What is time to hire?

Time to hire measures the number of days between an individual submitting their application for a role and accepting a job offer.

What is hiring velocity?

Hiring velocity is your average time to hire – it doesn’t just measure the speed to fill one vacancy but rather every vacancy across your entire organisation over the last quarter or year.

How do you calculate hiring velocity?

The formula for hiring velocity is to divide the number of hires with your chosen time period. For example, if we wanted the hiring velocity per week for a year:

Number of hires: 55

Number of weeks in the period: 52

Hiring velocity: 55/52 = 1.05

This makes the hiring velocity 1 hire per week.

Which is better?

Time-to-hire and hiring velocity are both hugely useful metrics. Time-to-hire allows you to get granular and should absolutely be measured and compared against your organisations hiring velocity. If you have a couple of extremely high or low time-to-hires, they could significantly throw off the average, which would be good to have visibility of.
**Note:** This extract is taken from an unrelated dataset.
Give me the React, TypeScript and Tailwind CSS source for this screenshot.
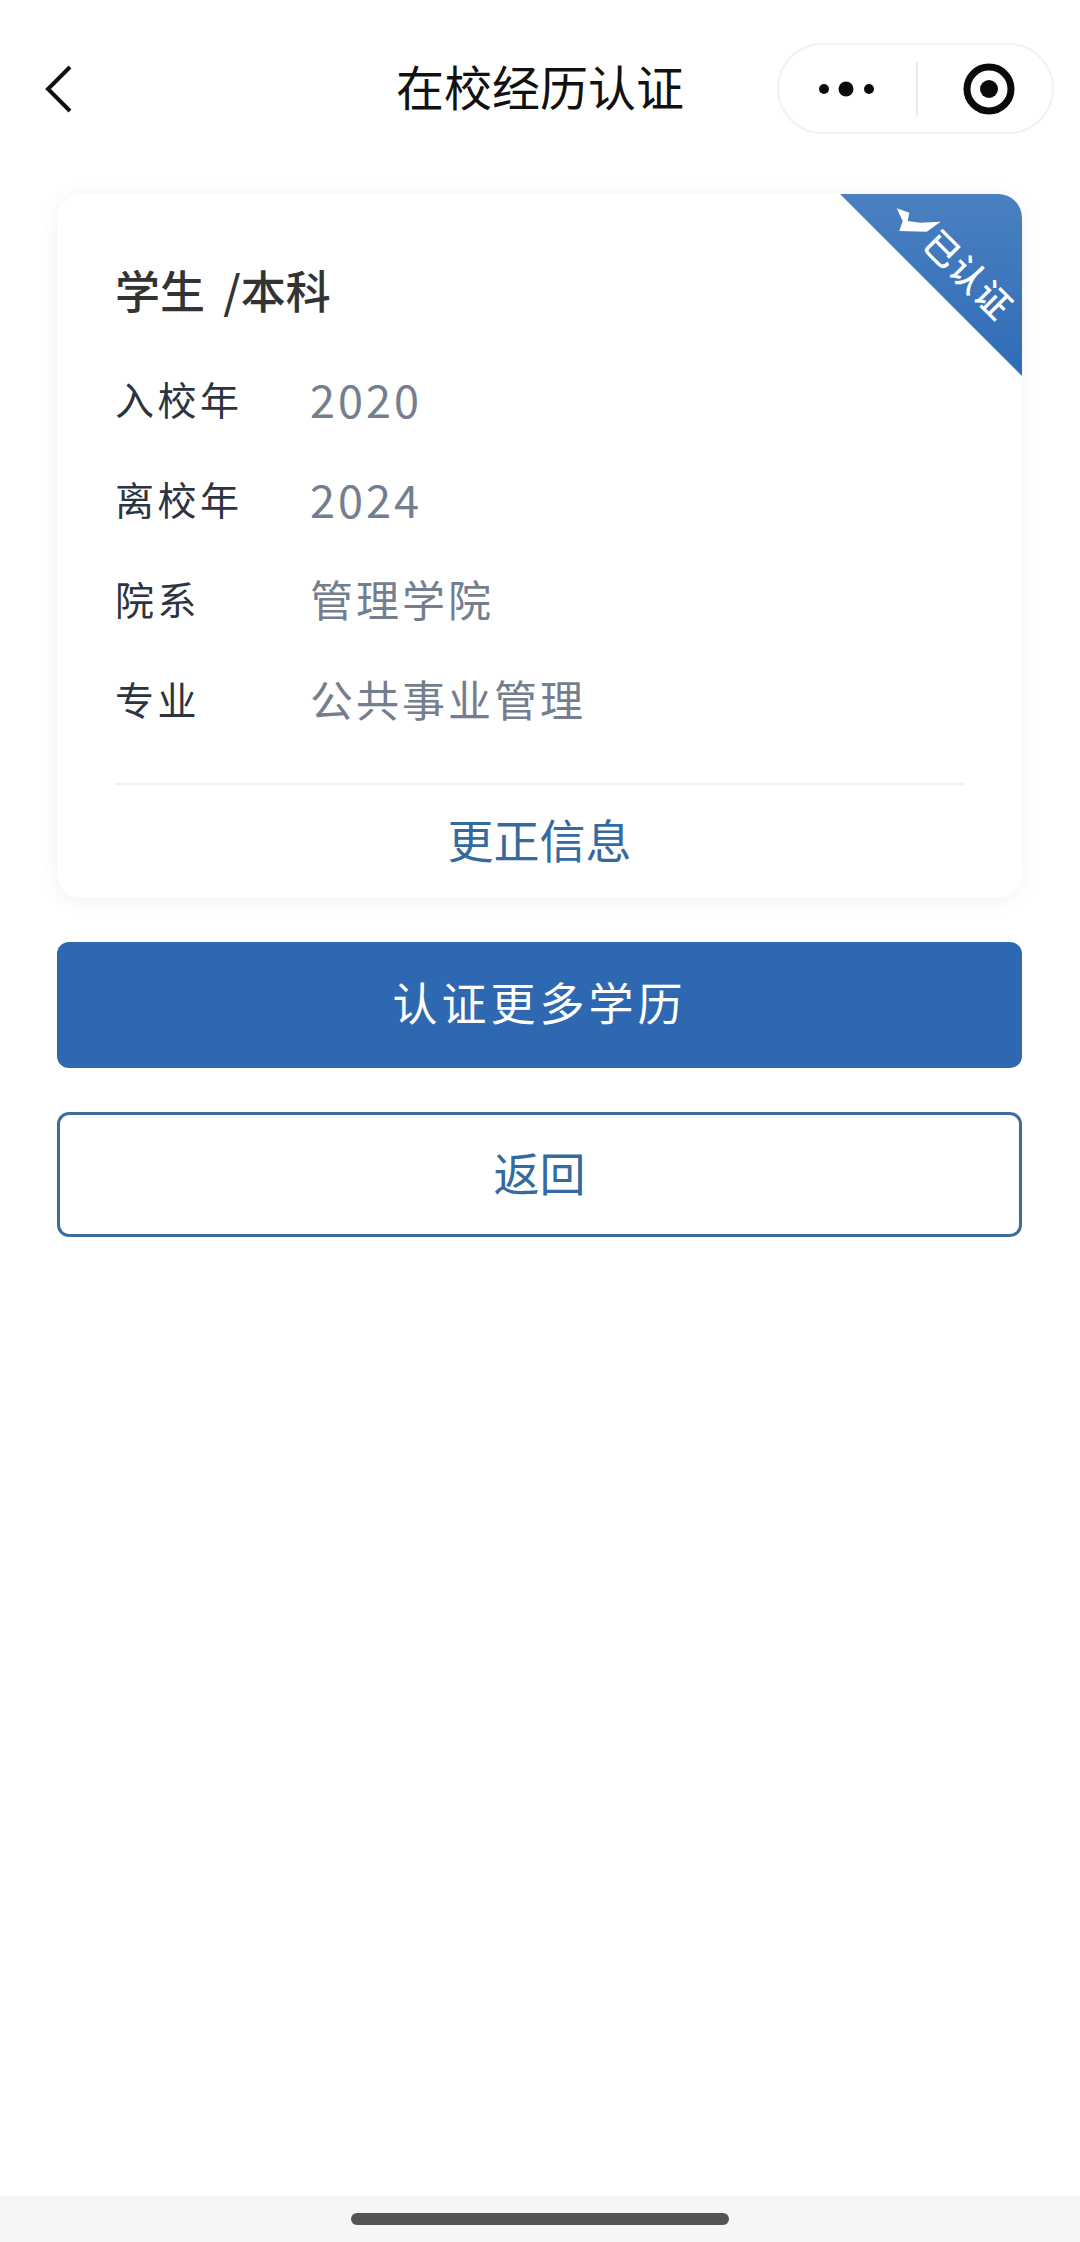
const rows = [
  { label: '入校年', value: '2020', numeric: true },
  { label: '离校年', value: '2024', numeric: true },
  { label: '院系', value: '管理学院', numeric: false },
  { label: '专业', value: '公共事业管理', numeric: false },
];

function Capsule() {
  return (
    <div className="flex h-[91px] w-[277px] items-center justify-self-end rounded-full border-2 border-[#f2f2f2] bg-white">
      <svg className="ml-[40px] h-[20px] w-[55px]" viewBox="0 0 55 20" fill="#0a0a0a">
        <circle cx="5" cy="10" r="5" />
        <circle cx="27" cy="10" r="7.5" />
        <circle cx="50" cy="10" r="5" />
      </svg>
      <div className="ml-[42px] h-[54px] w-[2px] bg-[#ececec]" />
      <svg className="ml-[45px] h-[52px] w-[52px]" viewBox="0 0 52 52">
        <circle cx="26" cy="26" r="22" fill="none" stroke="#0a0a0a" strokeWidth="7" />
        <circle cx="26" cy="26" r="9" fill="#0a0a0a" />
      </svg>
    </div>
  );
}

function Ribbon() {
  return (
    <div className="absolute right-0 top-0 h-[182px] w-[182px] rounded-tr-[24px] bg-gradient-to-b from-[#4a80c0] to-[#2f6cb6] [clip-path:polygon(0_0,100%_0,100%_100%)]">
      <svg className="absolute left-0 top-0 h-[182px] w-[182px]" viewBox="0 0 182 182" fill="#fff">
        <path d="M56.7 14.3 69.3 18.7 67.7 27 80 28.7 100.7 27.7 86.7 37.7 59.3 37 62.7 27Z" />
      </svg>
      <span className="absolute left-[130px] top-[79px] -translate-x-1/2 -translate-y-1/2 rotate-45 whitespace-nowrap text-[35px] font-medium leading-none tracking-[1px] text-white">
        已认证
      </span>
    </div>
  );
}

export default function App() {
  return (
    <div className="flex min-h-[2242px] flex-col bg-white font-['Noto_Sans_CJK_SC','Noto_Sans',sans-serif]">
      <header className="mt-[43px] grid grid-cols-[1fr_auto_1fr] items-center px-[26px]">
        <svg className="ml-[19px] h-[48px] w-[28px]" viewBox="0 0 28 48" fill="none" stroke="#111" strokeWidth="4">
          <path d="M25 2 3 24l22 22" />
        </svg>
        <h1 className="pb-[8px] text-[48px] font-normal leading-none text-[#111]">在校经历认证</h1>
        <Capsule />
      </header>

      <main className="ml-[57px] mr-[58px] mt-[60px] flex flex-col">
        <div className="relative rounded-[24px] bg-white px-[58px] pt-[70px] shadow-[0_2px_20px_rgba(0,0,0,0.06)]">
          <Ribbon />
          <h2 className="h-[60px] text-[45px] font-medium leading-[52px] text-[#333] [word-spacing:8px]">学生 /本科</h2>
          <div className="mt-[27px] flex flex-col">
            {rows.map((row) => (
              <div key={row.label} className="flex h-[100px] items-center pb-[5px]">
                <span className="w-[195px] text-[39px] tracking-[3.5px] text-[#2c3440]">{row.label}</span>
                <span className={row.numeric ? 'text-[45px] tracking-[3px] text-[#747e8e]' : 'text-[43px] tracking-[3px] text-[#747e8e]'}>
                  {row.value}
                </span>
              </div>
            ))}
          </div>
          <div className="mt-[32px] h-[2px] bg-[#f0f0f0]" />
          <div className="flex h-[113px] items-center justify-center pb-[6px] text-[46px] text-[#336a9f]">更正信息</div>
        </div>

        <button className="mt-[44px] h-[126px] rounded-[12px] bg-[#2d68b0] pb-[6px] text-[45px] tracking-[4px] text-white">
          认证更多学历
        </button>
        <button className="mt-[44px] h-[125px] rounded-[12px] border-[3px] border-[#3d6d9c] bg-white pb-[6px] text-[46px] text-[#336a9f]">
          返回
        </button>
      </main>

      <div className="flex-1" />
      <footer className="flex h-[46px] items-center justify-center bg-[#f6f6f6]">
        <div className="h-[12px] w-[378px] rounded-full bg-[#555]" />
      </footer>
    </div>
  );
}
You may also choose to measure hiring velocity for different departments to see if there are any that are thriving or significantly lagging behind when it comes to getting new talent onboard in a timely fashion. This can then help your team look for any issues, such as hiring managers in need of interview training or uncompetitive salaries.

What other hiring metrics should you track?
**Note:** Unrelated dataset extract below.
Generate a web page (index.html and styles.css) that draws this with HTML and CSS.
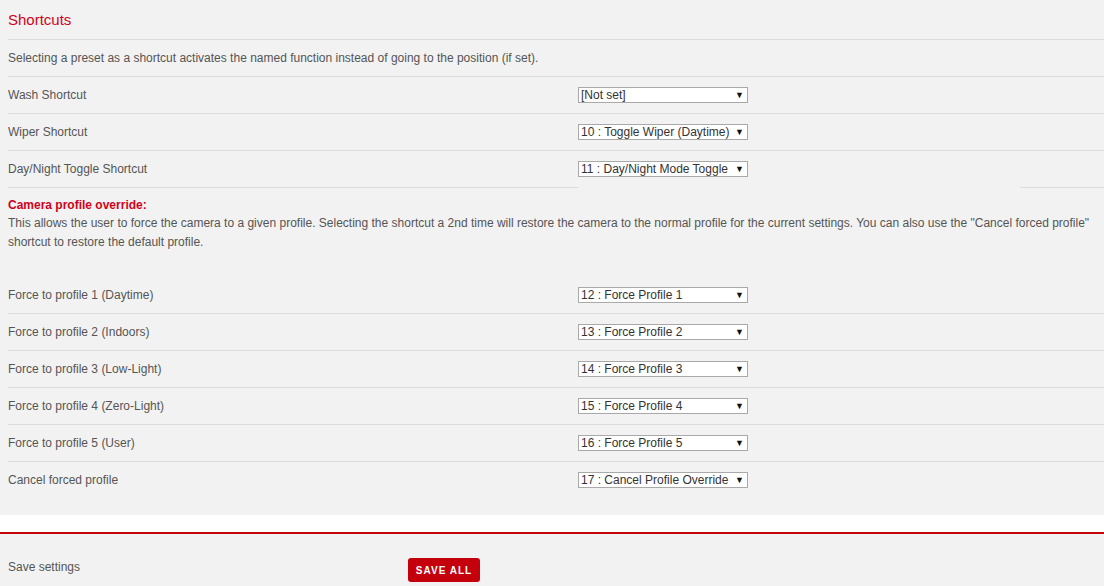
FILE: index.html
```html
<!DOCTYPE html>
<html>
<head>
<meta charset="utf-8">
<link rel="stylesheet" href="styles.css">
</head>
<body>
<div class="panel">
  <h2 class="title">Shortcuts</h2>
  <div class="row desc">Selecting a preset as a shortcut activates the named function instead of going to the position (if set).</div>
  <div class="row">
    <div class="label">Wash Shortcut</div>
    <div class="ctl"><span class="sel"><select><option>[Not set]</option></select></span></div>
    <div class="spare"></div>
  </div>
  <div class="row">
    <div class="label">Wiper Shortcut</div>
    <div class="ctl"><span class="sel"><select><option>10 : Toggle Wiper (Daytime)</option></select></span></div>
    <div class="spare"></div>
  </div>
  <div class="row last">
    <div class="label">Day/Night Toggle Shortcut</div>
    <div class="ctl"><span class="sel"><select><option>11 : Day/Night Mode Toggle</option></select></span></div>
    <div class="spare"></div>
  </div>

  <div class="note">
    <div class="note-title">Camera profile override:</div>
    <p class="note-text">This allows the user to force the camera to a given profile. Selecting the shortcut a 2nd time will restore the camera to the normal profile for the current settings. You can also use the "Cancel forced profile" shortcut to restore the default profile.</p>
  </div>

  <div class="rows2">
    <div class="row">
      <div class="label">Force to profile 1 (Daytime)</div>
      <div class="ctl"><span class="sel"><select><option>12 : Force Profile 1</option></select></span></div>
      <div class="spare"></div>
    </div>
    <div class="row">
      <div class="label">Force to profile 2 (Indoors)</div>
      <div class="ctl"><span class="sel"><select><option>13 : Force Profile 2</option></select></span></div>
      <div class="spare"></div>
    </div>
    <div class="row">
      <div class="label">Force to profile 3 (Low-Light)</div>
      <div class="ctl"><span class="sel"><select><option>14 : Force Profile 3</option></select></span></div>
      <div class="spare"></div>
    </div>
    <div class="row">
      <div class="label">Force to profile 4 (Zero-Light)</div>
      <div class="ctl"><span class="sel"><select><option>15 : Force Profile 4</option></select></span></div>
      <div class="spare"></div>
    </div>
    <div class="row">
      <div class="label">Force to profile 5 (User)</div>
      <div class="ctl"><span class="sel"><select><option>16 : Force Profile 5</option></select></span></div>
      <div class="spare"></div>
    </div>
    <div class="row end">
      <div class="label">Cancel forced profile</div>
      <div class="ctl"><span class="sel"><select><option>17 : Cancel Profile Override</option></select></span></div>
      <div class="spare"></div>
    </div>
  </div>
</div>
<div class="band"></div>
<div class="footer">
  <div class="foot-label">Save settings</div>
  <button class="save">SAVE ALL</button>
</div>
</body>
</html>
```
FILE: styles.css
```css
html, body {
  margin: 0;
  padding: 0;
  background: #f2f2f2;
  font-family: "Liberation Sans", Arial, sans-serif;
  font-size: 12px;
  color: #555;
}
.panel {
  padding: 0 0 16px 8px;
}
.title {
  margin: 0;
  height: 39px;
  border-bottom: 1px solid #dcdcdc;
  font-size: 15px;
  font-weight: normal;
  color: #d0021b;
  display: flex;
  align-items: center;
}
.row {
  display: grid;
  grid-template-columns: 570px 442px 1fr;
  height: 37px;
}
.row > div {
  display: flex;
  align-items: center;
  border-bottom: 1px solid #dcdcdc;
}
.row.desc {
  display: flex;
  align-items: center;
  height: 36px;
  border-bottom: 1px solid #dcdcdc;
}
.row.last > .ctl {
  border-bottom-color: transparent;
}
.row.end > div {
  border-bottom-color: transparent;
}
.sel {
  position: relative;
  display: inline-block;
}
.sel select {
  -webkit-appearance: none;
  appearance: none;
  width: 170px;
  height: 16px;
  margin: 0;
  padding: 0 0 0 2px;
  border: 1px solid #a9a9a9;
  border-radius: 0;
  background: #fff;
  font-family: "Liberation Sans", Arial, sans-serif;
  font-size: 12px;
  color: #333;
  line-height: 14px;
}
.sel::after {
  content: "\25BC";
  position: absolute;
  right: 4px;
  top: 2px;
  font-size: 9px;
  line-height: 12px;
  color: #111;
  pointer-events: none;
}
.note {
  padding-top: 8px;
  padding-right: 10px;
}
.note-title {
  color: #d0021b;
  font-weight: bold;
  line-height: 18px;
}
.note-text {
  margin: 0;
  line-height: 19px;
}
.rows2 {
  margin-top: 25px;
}
.band {
  height: 17px;
  background: #fff;
  border-bottom: 2px solid #c4000c;
}
.footer {
  display: flex;
  align-items: flex-start;
  padding: 24px 0 0 8px;
}
.foot-label {
  width: 400px;
  line-height: 18px;
}
.save {
  width: 72px;
  height: 24px;
  border: none;
  border-radius: 3px;
  background: #c4000c;
  color: #fff;
  font-family: "Liberation Sans", Arial, sans-serif;
  font-size: 10px;
  font-weight: bold;
  letter-spacing: 1px;
  padding: 0;
}
```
As we’ve just outlined, a single stand-alone metric can only provide so much insight. Recruitment data will do the most work for your team and business when analysed together instead of in isolation, so you can spot patterns and address issues early on.

We would also recommend tracking:

Source of Hire

Source of hire is about breaking down which channels your candidates have come through. This shouldn’t just be a numbers game though. For example, you may get the highest volume of applications through job ads on social media, but the greatest quality of hire may originate from the few candidates you get from referral schemes.

Application Drop Off Rate

Application drop off rate is the percentage of people who begun but did not complete an application process with your company. This can be an incredibly insightful metric when it comes to growing your talent pool, as if you are able to identify areas of applications that can be streamlined this will create a simpler application process for candidates. If this results in more candidates completing the initial application process, this not only means you have a greater selection of talent to choose from when progressing to the interview process, but also more candidates to add to your talent pool for future vacancies.

Offer Acceptance Rate

Measuring offer acceptance rate can operate as a crucial candidate experience metric. Candidates who get through to a job offer may turn it down due to finding your organisation’s recruitment process cumbersome or unnecessarily stressful. You may also notice that you have a higher offer acceptance rate in certain areas of your business, but a lower offer acceptance rate in others.

For example, it may be very high for senior and management positions, but very low for entry level positions. This should be a cue for your recruitment team to examine every aspect of the recruitment process for entry level – how competitive is the package? Are the responsibilities of the role realistic? Does the interview process reflect the level of the role? Most importantly you’ll want to ask your candidate who have turned down offers for feedback, which brings us to our next metric.

Candidate Net Promoter Score

This brings us to Candidate Net Promoter Score. Candidate Net Promoter Score refers to how likely candidates say they would be to recommend your organisation to other candidates. You’ll gather the data to calculate your Candidate Net Promoter Score through surveys. Discuss internally the best questions to ask, bench mark your results against industry standards, and set realistic goals for improvement.

You calculate Candidate Net Promoter Score with the answers from the candidates on a 0-10 scale divided into three groups:

  • Scores of 0–6 are Detractors – Not likely to recommend the organisation as a place to apply for a job
  • Scores of 7–8 are Passives – Not actively recommending your organisation as a place to apply, but are also unlikely to dissuade their network from applying to a vacancy with you
  • Scores of 9–10 are Promoters – Would actively recommend your organisation as a place to apply for a job

Next, you take the number of candidates in each group and what their share of the total is.

The formula for calculating candidate Net Promoter Score is:

cNPS = % of Promoters – % of Detractors

A cNPS of above 0 is good, with anything between 30 and 70 being brilliant, and scoring above 70 suggesting little room for improvement.